A lot of folks who ought to know better seem to believe that hedge funds make good shareholder activists. Some of them even claim to have empirical evidence that hedge fund interventions are positive for firm performance or stock price or something or other. But I wonder. The Economist, after all, tells us that:
WHEN it comes to brainboxes, the name “Nobel” has a certain ring. But news that the Nobel Foundation plans to increase its investment in hedge funds, because years of low returns forced it to cut cash prizes in 2012, is one to leave laureates scratching their eggheads. The past year has been another mediocre one for hedge funds. The HFRX, a widely used measure of industry returns, is up by just 3%, compared with an 18% rise in the S&P 500 share index. Although it might be possible to shrug off one year’s underperformance, the hedgies’ problems run much deeper.
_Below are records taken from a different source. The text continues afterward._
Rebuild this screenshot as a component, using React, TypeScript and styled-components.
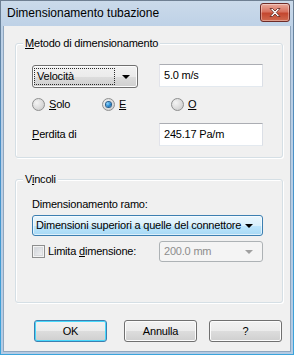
import React from 'react';
import styled, { createGlobalStyle } from 'styled-components';

const GlobalStyle = createGlobalStyle`
  html, body {
    margin: 0;
    padding: 0;
    background: #ffffff;
  }
  body {
    font-family: "Liberation Sans", Arial, sans-serif;
    font-size: 11px;
    line-height: 13px;
    color: #000;
  }
`;

const Frame = styled.div`
  width: 294px;
  height: 355px;
  box-sizing: border-box;
  border: 1px solid;
  border-image: linear-gradient(#6f7f92, #4a8fc6 40%, #3aa4dc) 1;
  background: linear-gradient(#cbdaea, #bcd0e6 30px, #b4cbe4);
  padding: 0 2px 2px 2px;
  display: flex;
  flex-direction: column;
`;

const TitleBar = styled.div`
  height: 25px;
  flex: none;
  display: flex;
  align-items: flex-start;
  padding-left: 4px;
  padding-right: 1px;
`;

const TitleText = styled.div`
  flex: 1;
  font-size: 12px;
  line-height: 25px;
`;

const CloseButton = styled.div`
  margin-top: 2px;
  width: 30px;
  height: 19px;
  box-sizing: border-box;
  border: 1px solid #6e2b27;
  border-radius: 3px;
  background: linear-gradient(#e9a99b, #d8725f 45%, #c4472f 55%, #d06a4f);
  box-shadow: inset 0 0 0 1px rgba(255, 255, 255, 0.35);
  display: flex;
  align-items: center;
  justify-content: center;
`;

const Client = styled.div`
  flex: 1;
  background: #f0f0f0;
  border: 1px solid #8fa6be;
  border-top: none;
  padding-top: 17px;
  padding-left: 11px;
`;

const Group = styled.div<{ gapTop?: number; padBottom: number }>`
  width: 268px;
  box-sizing: border-box;
  margin-top: ${p => p.gapTop ?? 0}px;
  border: 1px solid #d5dfe5;
  border-radius: 3px;
  box-shadow: inset 1px 1px 0 #ffffff, 1px 1px 0 #ffffff;
  padding: 0 19px ${p => p.padBottom}px 16px;
  display: flex;
  flex-direction: column;
`;

const Legend = styled.div`
  align-self: flex-start;
  margin-top: -7px;
  margin-left: -9px;
  padding: 0 2px;
  height: 13px;
  line-height: 13px;
  background: #f0f0f0;
  letter-spacing: -0.2px;
`;

const Row = styled.div<{ top: number; height: number; align?: string }>`
  display: flex;
  align-items: ${p => p.align ?? 'center'};
  justify-content: space-between;
  margin-top: ${p => p.top}px;
  height: ${p => p.height}px;
`;

const Label = styled.span`
  letter-spacing: -0.2px;
  white-space: nowrap;
`;

const TextField = styled.div`
  width: 104px;
  height: 23px;
  box-sizing: border-box;
  border: 1px solid;
  border-color: #abadb3 #dbdfe6 #e3e9ef #e2e3ea;
  background: #fff;
  padding: 0 4px;
  line-height: 20px;
  letter-spacing: -0.2px;
`;

const ClassicCombo = styled.div`
  width: 106px;
  height: 23px;
  margin-top: 1px;
  box-sizing: border-box;
  border: 1px solid #707070;
  border-radius: 3px;
  background: linear-gradient(#f2f2f2, #ebebeb 50%, #dddddd 50%, #cfcfcf);
  box-shadow: inset 0 0 0 1px #fcfcfc;
  display: flex;
  align-items: center;
  padding: 0 7px 0 1px;
`;

const FocusText = styled.div`
  flex: 1;
  height: 17px;
  line-height: 15px;
  box-sizing: border-box;
  border: 1px dotted #2a2a2a;
  padding-left: 2px;
  margin-right: 7px;
  letter-spacing: -0.2px;
`;

const Arrow = styled.div<{ disabled?: boolean }>`
  width: 0;
  height: 0;
  border-left: 4px solid transparent;
  border-right: 4px solid transparent;
  border-top: 4px solid ${p => (p.disabled ? '#a0a0a0' : '#000')};
`;

const BlueCombo = styled.div`
  height: 21px;
  box-sizing: border-box;
  border: 1px solid #3c7fb1;
  border-radius: 3px;
  background: linear-gradient(#eaf6fd, #d9f0fc 50%, #bee6fd 50%, #a7d9f5);
  box-shadow: inset 0 0 0 1px rgba(255, 255, 255, 0.6);
  display: flex;
  align-items: center;
  padding: 0 9px 0 3px;
  margin-top: 4px;
`;

const ComboText = styled.div<{ disabled?: boolean }>`
  flex: 1;
  letter-spacing: -0.2px;
  color: ${p => (p.disabled ? '#8d8d8d' : '#000')};
  white-space: nowrap;
`;

const DisabledCombo = styled.div`
  width: 104px;
  height: 21px;
  box-sizing: border-box;
  border: 1px solid #adb2b5;
  border-radius: 3px;
  background: #f4f4f4;
  display: flex;
  align-items: center;
  padding: 0 9px 0 4px;
`;

const RadioRow = styled.div`
  display: flex;
  align-items: center;
  margin-top: 10px;
  height: 13px;
`;

const RadioItem = styled.div<{ width?: number }>`
  display: flex;
  align-items: center;
  gap: 4px;
  width: ${p => (p.width ? `${p.width}px` : 'auto')};
`;

const RadioCircle = styled.div<{ checked?: boolean }>`
  width: 13px;
  height: 13px;
  box-sizing: border-box;
  border-radius: 50%;
  border: 1px solid #8e8f8f;
  background: radial-gradient(circle at 35% 35%, #f4f4f4, #d4d4d4 70%, #c6c6c6);
  display: flex;
  align-items: center;
  justify-content: center;
  &::after {
    content: '';
    display: ${p => (p.checked ? 'block' : 'none')};
    width: 5px;
    height: 5px;
    border-radius: 50%;
    background: radial-gradient(circle at 35% 35%, #8fd6ff, #1a7fc9 60%, #0d4f91);
    box-shadow: 0 0 0 1px #2b5f8c;
  }
`;

const CheckRow = styled.div`
  display: flex;
  align-items: center;
  gap: 3px;
`;

const CheckBox = styled.div`
  width: 13px;
  height: 13px;
  box-sizing: border-box;
  border: 1px solid #8e8f8f;
  background: linear-gradient(135deg, #cbcfd5, #f6f6f6);
  box-shadow: inset 0 0 0 1px #f4f4f4, inset 0 0 0 2px #d8dadd;
`;

const ButtonRow = styled.div`
  display: flex;
  margin-top: 17px;
  padding-left: 19px;
  gap: 12px;
`;

const Button = styled.div<{ primary?: boolean; extra?: number }>`
  width: 73px;
  height: 22px;
  box-sizing: border-box;
  margin-right: ${p => p.extra ?? 0}px;
  border: 1px solid ${p => (p.primary ? '#3c7fb1' : '#707070')};
  border-radius: 3px;
  background: linear-gradient(#f2f2f2, #ebebeb 50%, #dddddd 50%, #cfcfcf);
  box-shadow: inset 0 0 0 1px ${p => (p.primary ? '#48d8fb' : '#fcfcfc')};
  display: flex;
  align-items: center;
  justify-content: center;
  letter-spacing: -0.2px;
`;

const U = styled.span`
  text-decoration: underline;
  text-underline-offset: 1px;
`;

const CloseIcon = () => (
  <svg width="14" height="11" viewBox="0 0 14 11">
    <path
      d="M2 1.5 L4.5 1.5 L7 4 L9.5 1.5 L12 1.5 L8.3 5.5 L12 9.5 L9.5 9.5 L7 7 L4.5 9.5 L2 9.5 L5.7 5.5 Z"
      fill="#ffffff"
      stroke="#5a2420"
      strokeWidth="0.8"
      strokeLinejoin="round"
    />
  </svg>
);

export default function App() {
  return (
    <>
      <GlobalStyle />
      <Frame>
        <TitleBar>
          <TitleText>Dimensionamento tubazione</TitleText>
          <CloseButton>
            <CloseIcon />
          </CloseButton>
        </TitleBar>
        <Client>
          <Group padBottom={11}>
            <Legend>
              <U>M</U>etodo di dimensionamento
            </Legend>
            <Row top={14} height={24} align="flex-start">
              <ClassicCombo>
                <FocusText>Velocità</FocusText>
                <Arrow />
              </ClassicCombo>
              <TextField>5.0 m/s</TextField>
            </Row>
            <RadioRow>
              <RadioItem width={70}>
                <RadioCircle />
                <Label>
                  <U>S</U>olo
                </Label>
              </RadioItem>
              <RadioItem width={69}>
                <RadioCircle checked />
                <Label>
                  <U>E</U>
                </Label>
              </RadioItem>
              <RadioItem>
                <RadioCircle />
                <Label>
                  <U>O</U>
                </Label>
              </RadioItem>
            </RadioRow>
            <Row top={12} height={23}>
              <Label>
                <U>P</U>erdita di
              </Label>
              <TextField>245.17 Pa/m</TextField>
            </Row>
          </Group>
          <Group gapTop={21} padBottom={40}>
            <Legend>
              V<U>i</U>ncoli
            </Legend>
            <Row top={12} height={13}>
              <Label>Dimensionamento ramo:</Label>
            </Row>
            <BlueCombo>
              <ComboText>Dimensioni superiori a quelle del connettore</ComboText>
              <Arrow />
            </BlueCombo>
            <Row top={5} height={21}>
              <CheckRow>
                <CheckBox />
                <Label>
                  Limita <U>d</U>imensione:
                </Label>
              </CheckRow>
              <DisabledCombo>
                <ComboText disabled>200.0 mm</ComboText>
                <Arrow disabled />
              </DisabledCombo>
            </Row>
          </Group>
          <ButtonRow>
            <Button primary extra={5}>OK</Button>
            <Button>Annulla</Button>
            <Button>?</Button>
          </ButtonRow>
        </Client>
      </Frame>
    </>
  );
}
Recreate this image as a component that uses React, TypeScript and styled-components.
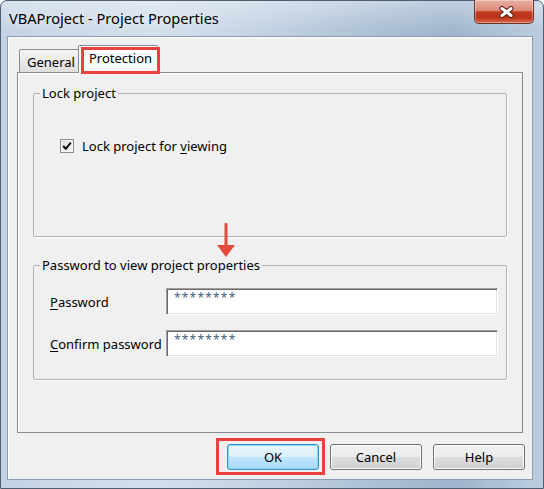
import React from "react";
import styled, { createGlobalStyle } from "styled-components";

const GlobalStyle = createGlobalStyle`
  html, body {
    margin: 0;
    padding: 0;
    background: #ffffff;
  }
  body {
    font-family: "Noto Sans", "Open Sans", sans-serif;
    color: #000;
  }
  * {
    box-sizing: border-box;
  }
`;

const Window = styled.div`
  width: 544px;
  height: 489px;
  display: flex;
  flex-direction: column;
  padding: 0 10px 8px 6px;
  border: 1px solid #4e5f73;
  border-radius: 7px 7px 0 0;
  background:
    linear-gradient(180deg, rgba(255, 255, 255, 0.35) 0px, rgba(255, 255, 255, 0) 30px),
    linear-gradient(90deg, #c4d3e4 0%, #d3dfec 28%, #c2d1e2 50%, #a9bdd3 72%, #9fb5cd 84%, #bccde0 100%);
`;

const TitleBar = styled.div`
  height: 35px;
  display: flex;
  justify-content: space-between;
  align-items: flex-start;
`;

const Title = styled.div`
  margin: 8px 0 0 2px;
  font-size: 14.6px;
  line-height: 18px;
  color: #000;
  text-shadow: 0 0 8px rgba(255, 255, 255, 0.9);
`;

const CloseButton = styled.div`
  width: 60px;
  height: 24px;
  margin: -1px -1px 0 0;
  display: flex;
  align-items: center;
  justify-content: center;
  border: 1px solid #6e3328;
  border-top: none;
  border-radius: 0 0 5px 5px;
  background: linear-gradient(
    180deg,
    #eab0a3 0%,
    #dc8b79 45%,
    #c43a1d 52%,
    #b9321a 75%,
    #d9684d 100%
  );
  box-shadow: inset 0 0 0 1px rgba(255, 255, 255, 0.35);
  padding-left: 4px;
`;

const Client = styled.div`
  flex: 1;
  display: flex;
  flex-direction: column;
  padding: 8px 9px 0 9px;
  border: 1px solid #8c9db1;
  background: #f0f0f0;
  box-shadow: inset 1px 1px 0 #ffffff;
`;

const TabStrip = styled.div`
  height: 28px;
  display: flex;
  align-items: flex-end;
  padding-left: 2px;
  margin-bottom: -1px;
  position: relative;
  z-index: 1;
`;

const Tab = styled.div<{ $active?: boolean; $highlight?: boolean }>`
  position: relative;
  height: ${(p) => (p.$active ? "28px" : "23px")};
  margin-bottom: ${(p) => (p.$active ? "0" : "1px")};
  margin-left: ${(p) => (p.$active ? "-1px" : "0")};
  padding: ${(p) => (p.$active ? "4px 0 0 10px" : "4px 0 0 7px")};
  width: ${(p) => (p.$active ? "80px" : "60px")};
  border: 1px solid #898c95;
  border-bottom: none;
  border-radius: 2px 2px 0 0;
  font-size: 13px;
  line-height: 17px;
  background: ${(p) =>
    p.$active
      ? "linear-gradient(180deg, #ffffff 0%, #f8f8f8 100%)"
      : "linear-gradient(180deg, #f3f3f3 0%, #ebebeb 50%, #dedede 100%)"};
  ${(p) =>
    p.$highlight &&
    `
    &::after {
      content: "";
      position: absolute;
      top: 1px;
      left: 2px;
      right: -3px;
      bottom: -1px;
      border: 3px solid #e8423f;
    }
  `}
`;

const Panel = styled.div`
  position: relative;
  height: 361px;
  padding: 11px 15px 0 15px;
  border: 1px solid #898c95;
  background: #f0f0f0;
  box-shadow: inset 1px 1px 0 #ffffff;
`;

const GroupBox = styled.fieldset<{ $gap?: number }>`
  margin: ${(p) => p.$gap ?? 0}px 0 0 0;
  padding: 0;
  min-width: 0;
  border: 1px solid #b2b2b2;
  border-radius: 2px;
  box-shadow: 1px 1px 0 #ffffff;
`;

const Legend = styled.legend`
  margin-left: 6px;
  padding: 0 2px;
  font-size: 13px;
  line-height: 18px;
`;

const LockBody = styled.div`
  padding: 35px 0 81px 26px;
  display: flex;
  align-items: center;
  gap: 8px;
`;

const CheckBox = styled.span`
  width: 14px;
  height: 14px;
  display: flex;
  align-items: center;
  justify-content: center;
  border: 1px solid #8e8f8f;
  background: linear-gradient(135deg, #dcdcdc 0%, #f6f6f6 100%);
  box-shadow: inset 0 0 0 1px #f4f4f4;
`;

const Label = styled.span`
  font-size: 13px;
  line-height: 18px;
  white-space: nowrap;
`;

const Mnemonic = styled.span`
  text-decoration: underline;
  text-underline-offset: 2px;
`;

const FieldGrid = styled.div`
  display: grid;
  grid-template-columns: 116px 1fr;
  row-gap: 15px;
  align-items: center;
  padding: 14px 8px 22px 16px;
`;

const TextBox = styled.div`
  height: 27px;
  padding: 2px 0 0 7px;
  background: #ffffff;
  border-top: 1px solid #a0a0a0;
  border-left: 1px solid #a0a0a0;
  border-right: 1px solid #ffffff;
  border-bottom: 1px solid #ffffff;
  box-shadow: inset 1px 1px 0 #696969, inset -1px -1px 0 #e3e3e3;
  font-size: 12px;
  line-height: 14px;
  letter-spacing: 1.2px;
  color: #4f6079;
`;

const ArrowMark = styled.svg`
  position: absolute;
  left: 199px;
  top: 150px;
`;

const ButtonRow = styled.div`
  display: flex;
  justify-content: flex-end;
  gap: 11px;
  margin: 11px -2px 0 0;
`;

const Button = styled.div<{ $default?: boolean; $highlight?: boolean }>`
  position: relative;
  width: 92px;
  height: 26px;
  display: flex;
  align-items: center;
  justify-content: center;
  font-size: 13px;
  border-radius: 3px;
  border: 1px solid ${(p) => (p.$default ? "#3c8fc8" : "#707070")};
  background: ${(p) =>
    p.$default
      ? "linear-gradient(180deg, #eaf6fd 0%, #d9f0fc 48%, #bee6fd 52%, #a7d9f5 100%)"
      : "linear-gradient(180deg, #f2f2f2 0%, #ebebeb 48%, #dddddd 52%, #cfcfcf 100%)"};
  box-shadow: inset 0 0 0 1px ${(p) => (p.$default ? "#7fdcf7" : "#fcfcfc")};
  ${(p) =>
    p.$highlight &&
    `
    &::after {
      content: "";
      position: absolute;
      top: -7px;
      left: -12px;
      right: -7px;
      bottom: -6px;
      border: 3px solid #e8423f;
    }
  `}
`;

function CloseGlyph() {
  return (
    <svg width="15" height="12" viewBox="0 0 15 12">
      <path d="M3 2.5 L12 9.5 M12 2.5 L3 9.5" stroke="#5a1f14" strokeWidth="5" strokeLinecap="round" />
      <path d="M3 2.5 L12 9.5 M12 2.5 L3 9.5" stroke="#ffffff" strokeWidth="3" strokeLinecap="round" />
    </svg>
  );
}

function CheckGlyph() {
  return (
    <svg width="10" height="10" viewBox="0 0 10 10">
      <path d="M1.2 5 L3.8 7.8 L8.8 1.6" fill="none" stroke="#111" strokeWidth="2" />
    </svg>
  );
}

export default function App() {
  return (
    <>
      <GlobalStyle />
      <Window>
        <TitleBar>
          <Title>VBAProject - Project Properties</Title>
          <CloseButton>
            <CloseGlyph />
          </CloseButton>
        </TitleBar>
        <Client>
          <TabStrip>
            <Tab>General</Tab>
            <Tab $active $highlight>
              Protection
            </Tab>
          </TabStrip>
          <Panel>
            <GroupBox>
              <Legend>Lock project</Legend>
              <LockBody>
                <CheckBox>
                  <CheckGlyph />
                </CheckBox>
                <Label>
                  Lock project for <Mnemonic>v</Mnemonic>iewing
                </Label>
              </LockBody>
            </GroupBox>
            <GroupBox $gap={19}>
              <Legend>Password to view project properties</Legend>
              <FieldGrid>
                <Label>
                  <Mnemonic>P</Mnemonic>assword
                </Label>
                <TextBox>********</TextBox>
                <Label>
                  <Mnemonic>C</Mnemonic>onfirm password
                </Label>
                <TextBox>********</TextBox>
              </FieldGrid>
            </GroupBox>
            <ArrowMark width="18" height="34" viewBox="0 0 18 34">
              <rect x="7.5" y="0" width="3" height="23" rx="1" fill="#e24a3b" />
              <polygon points="0,22 18,22 9,34" fill="#e24a3b" />
            </ArrowMark>
          </Panel>
          <ButtonRow>
            <Button $default $highlight>
              OK
            </Button>
            <Button>Cancel</Button>
            <Button>Help</Button>
          </ButtonRow>
        </Client>
      </Window>
    </>
  );
}
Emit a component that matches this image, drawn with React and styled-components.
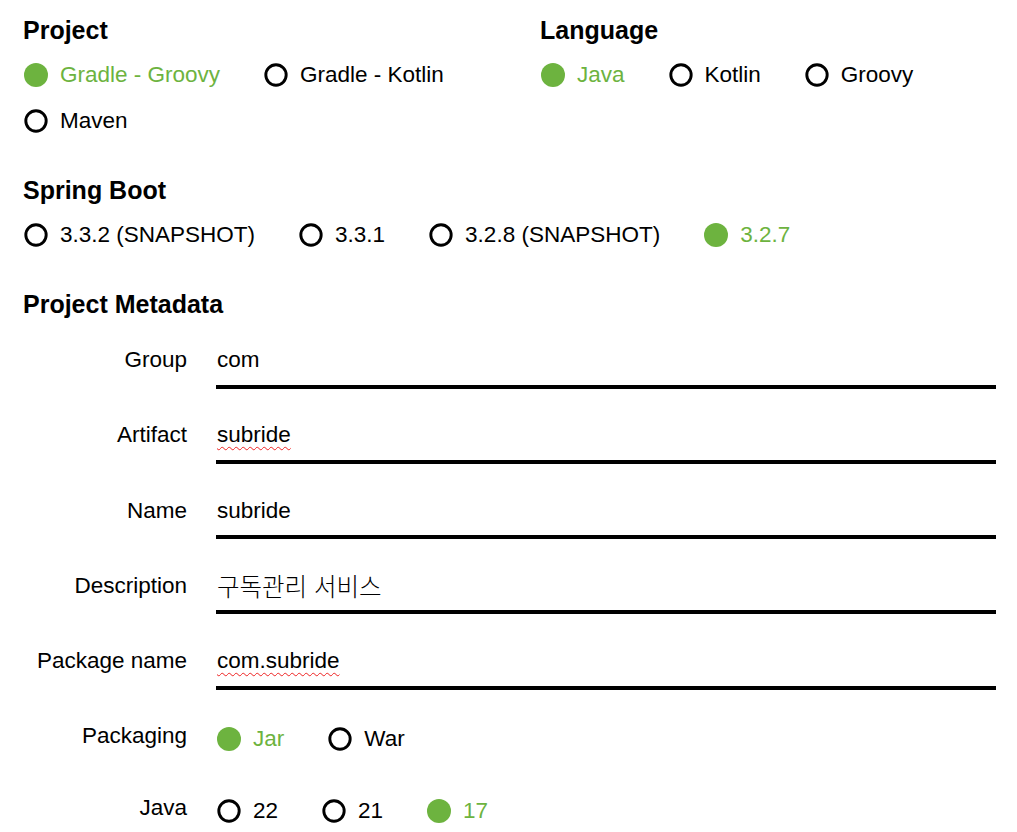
import React from "react";
import styled, { createGlobalStyle } from "styled-components";

const GREEN = "#6db33f";

const GlobalStyle = createGlobalStyle`
  html, body {
    margin: 0;
    padding: 0;
    overflow: hidden;
    background: #fff;
  }
  body {
    font-family: "Liberation Sans", Arial, "Noto Sans CJK KR", sans-serif;
    color: #000;
  }
`;

const Page = styled.div`
  display: flex;
  flex-direction: column;
  gap: 40px;
  padding: 15px 21px 0 23px;
`;

const TopGrid = styled.div`
  display: grid;
  grid-template-columns: 517px 1fr;
`;

const Section = styled.section`
  display: flex;
  flex-direction: column;
  gap: ${(props) => props.gap || 16}px;
`;

const Heading = styled.h2`
  margin: 0;
  font-size: 25px;
  font-weight: 700;
  line-height: 30px;
`;

const Options = styled.div`
  display: flex;
  flex-wrap: wrap;
  row-gap: 18px;
  column-gap: 43px;
  padding: ${(props) => (props.inField ? "3px 0 8px" : "0")};
`;

const Option = styled.label`
  display: flex;
  align-items: center;
  gap: 12px;
  font-size: 22.5px;
  line-height: 28px;
  color: ${(props) => (props.checked ? GREEN : "#000")};
  cursor: pointer;
`;

const Dot = styled.span`
  box-sizing: border-box;
  display: block;
  margin-left: 1px;
  width: 24px;
  height: 24px;
  border-radius: 50%;
  background: ${(props) => (props.checked ? GREEN : "transparent")};
  border: ${(props) => (props.checked ? "none" : "3px solid #000")};
  transform: ${(props) => (props.checked ? "none" : "scale(0.97)")};
`;

const Fields = styled.div`
  display: flex;
  flex-direction: column;
  gap: 32.7px;
`;

const FieldRow = styled.div`
  display: grid;
  grid-template-columns: 164px 1fr;
  column-gap: 29px;
  align-items: start;
`;

const FieldLabel = styled.div`
  text-align: right;
  font-size: 22.5px;
  line-height: 28px;
`;

const FieldInput = styled.div`
  font-size: 22.5px;
  line-height: 28px;
  padding: 0 0 10.6px 1px;
  border-bottom: 4px solid #000;
  white-space: nowrap;
`;

const Misspelled = styled.span`
  text-decoration: underline wavy #ee2222;
  text-decoration-thickness: 1px;
  text-underline-offset: 4px;
`;

const Hangul = styled.span`
  font-family: "Noto Sans CJK KR", sans-serif;
  font-size: 24.5px;
  font-weight: 300;
  vertical-align: top;
`;

const RadioGroup = ({ options, value, inField }) => (
  <Options inField={inField}>
    {options.map((opt) => (
      <Option key={opt} checked={opt === value}>
        <Dot checked={opt === value} />
        {opt}
      </Option>
    ))}
  </Options>
);

const TextField = ({ label, children }) => (
  <FieldRow>
    <FieldLabel>{label}</FieldLabel>
    <FieldInput>{children}</FieldInput>
  </FieldRow>
);

const RadioField = ({ label, options, value }) => (
  <FieldRow>
    <FieldLabel>{label}</FieldLabel>
    <RadioGroup options={options} value={value} inField />
  </FieldRow>
);

export default function App() {
  return (
    <>
      <GlobalStyle />
      <Page>
        <TopGrid>
          <Section>
            <Heading>Project</Heading>
            <RadioGroup
              options={["Gradle - Groovy", "Gradle - Kotlin", "Maven"]}
              value="Gradle - Groovy"
            />
          </Section>
          <Section>
            <Heading>Language</Heading>
            <RadioGroup options={["Java", "Kotlin", "Groovy"]} value="Java" />
          </Section>
        </TopGrid>
        <Section>
          <Heading>Spring Boot</Heading>
          <RadioGroup
            options={["3.3.2 (SNAPSHOT)", "3.3.1", "3.2.8 (SNAPSHOT)", "3.2.7"]}
            value="3.2.7"
          />
        </Section>
        <Section gap={27}>
          <Heading>Project Metadata</Heading>
          <Fields>
            <TextField label="Group">com</TextField>
            <TextField label="Artifact">
              <Misspelled>subride</Misspelled>
            </TextField>
            <TextField label="Name">subride</TextField>
            <TextField label="Description">
              <Hangul lang="ko">구독관리 서비스</Hangul>
            </TextField>
            <TextField label="Package name">
              <Misspelled>com.subride</Misspelled>
            </TextField>
            <RadioField label="Packaging" options={["Jar", "War"]} value="Jar" />
            <RadioField label="Java" options={["22", "21", "17"]} value="17" />
          </Fields>
        </Section>
      </Page>
    </>
  );
}
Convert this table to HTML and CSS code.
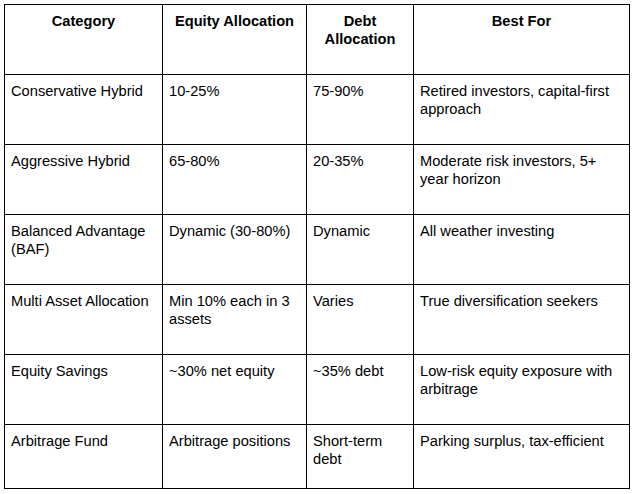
FILE: index.html
```html
<!DOCTYPE html>
<html lang="en">
<head>
<meta charset="utf-8">
<title>Hybrid Fund Categories</title>
<link rel="stylesheet" href="styles.css">
</head>
<body>
<table class="fund-table">
  <colgroup>
    <col class="c1"><col class="c2"><col class="c3"><col class="c4">
  </colgroup>
  <thead>
    <tr class="row">
      <th>Category</th>
      <th>Equity Allocation</th>
      <th>Debt Allocation</th>
      <th>Best For</th>
    </tr>
  </thead>
  <tbody>
    <tr class="row">
      <td>Conservative Hybrid</td>
      <td>10-25%</td>
      <td>75-90%</td>
      <td>Retired investors, capital-first approach</td>
    </tr>
    <tr class="row">
      <td>Aggressive Hybrid</td>
      <td>65-80%</td>
      <td>20-35%</td>
      <td>Moderate risk investors, 5+ year horizon</td>
    </tr>
    <tr class="row">
      <td>Balanced Advantage (BAF)</td>
      <td>Dynamic (30-80%)</td>
      <td>Dynamic</td>
      <td>All weather investing</td>
    </tr>
    <tr class="row">
      <td>Multi Asset Allocation</td>
      <td>Min 10% each in 3 assets</td>
      <td>Varies</td>
      <td>True diversification seekers</td>
    </tr>
    <tr class="row">
      <td>Equity Savings</td>
      <td>~30% net equity</td>
      <td>~35% debt</td>
      <td>Low-risk equity exposure with arbitrage</td>
    </tr>
    <tr class="row last">
      <td>Arbitrage Fund</td>
      <td>Arbitrage positions</td>
      <td>Short-term debt</td>
      <td>Parking surplus, tax-efficient</td>
    </tr>
  </tbody>
</table>
</body>
</html>
```

FILE: styles.css
```css
html, body {
  margin: 0;
  padding: 0;
  background: #ffffff;
}

body {
  padding: 4px 0 0 4px;
  font-family: "Liberation Sans", Arial, sans-serif;
  font-size: 14.667px;
  line-height: 18px;
  color: #000000;
}

.fund-table {
  border-collapse: collapse;
  table-layout: fixed;
  width: 625px;
}

.c1 { width: 158px; }
.c2 { width: 144px; }
.c3 { width: 107px; }
.c4 { width: 216px; }

.fund-table th,
.fund-table td {
  border: 1px solid #000000;
  padding: 7px 6px 6px;
  vertical-align: top;
  text-align: left;
  font-weight: normal;
}

.fund-table th {
  font-weight: bold;
  text-align: center;
}

.row { height: 70px; }
.row.last { height: 64px; }
```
The S&P 500 has now outperformed its hedge-fund rival for ten straight years, with the exception of 2008 when both fell sharply. A simple-minded investment portfolio—60% of it in shares and the rest in sovereign bonds—has delivered returns of more than 90% over the past decade, compared with a meagre 17% after fees for hedge funds (see chart). As a group, the supposed sorcerers of the financial world have returned less than inflation. Gallingly, the profits passed on to their investors are almost certainly lower than the fees creamed off by the managers themselves.
Yet, these lousy investors supposedly are great and powerful corporate governance wizards who know how to run companies better than the firms' own directors and managers! Or so they and their academic enablers would have us believe. But I'd like somebody to explain that one to me.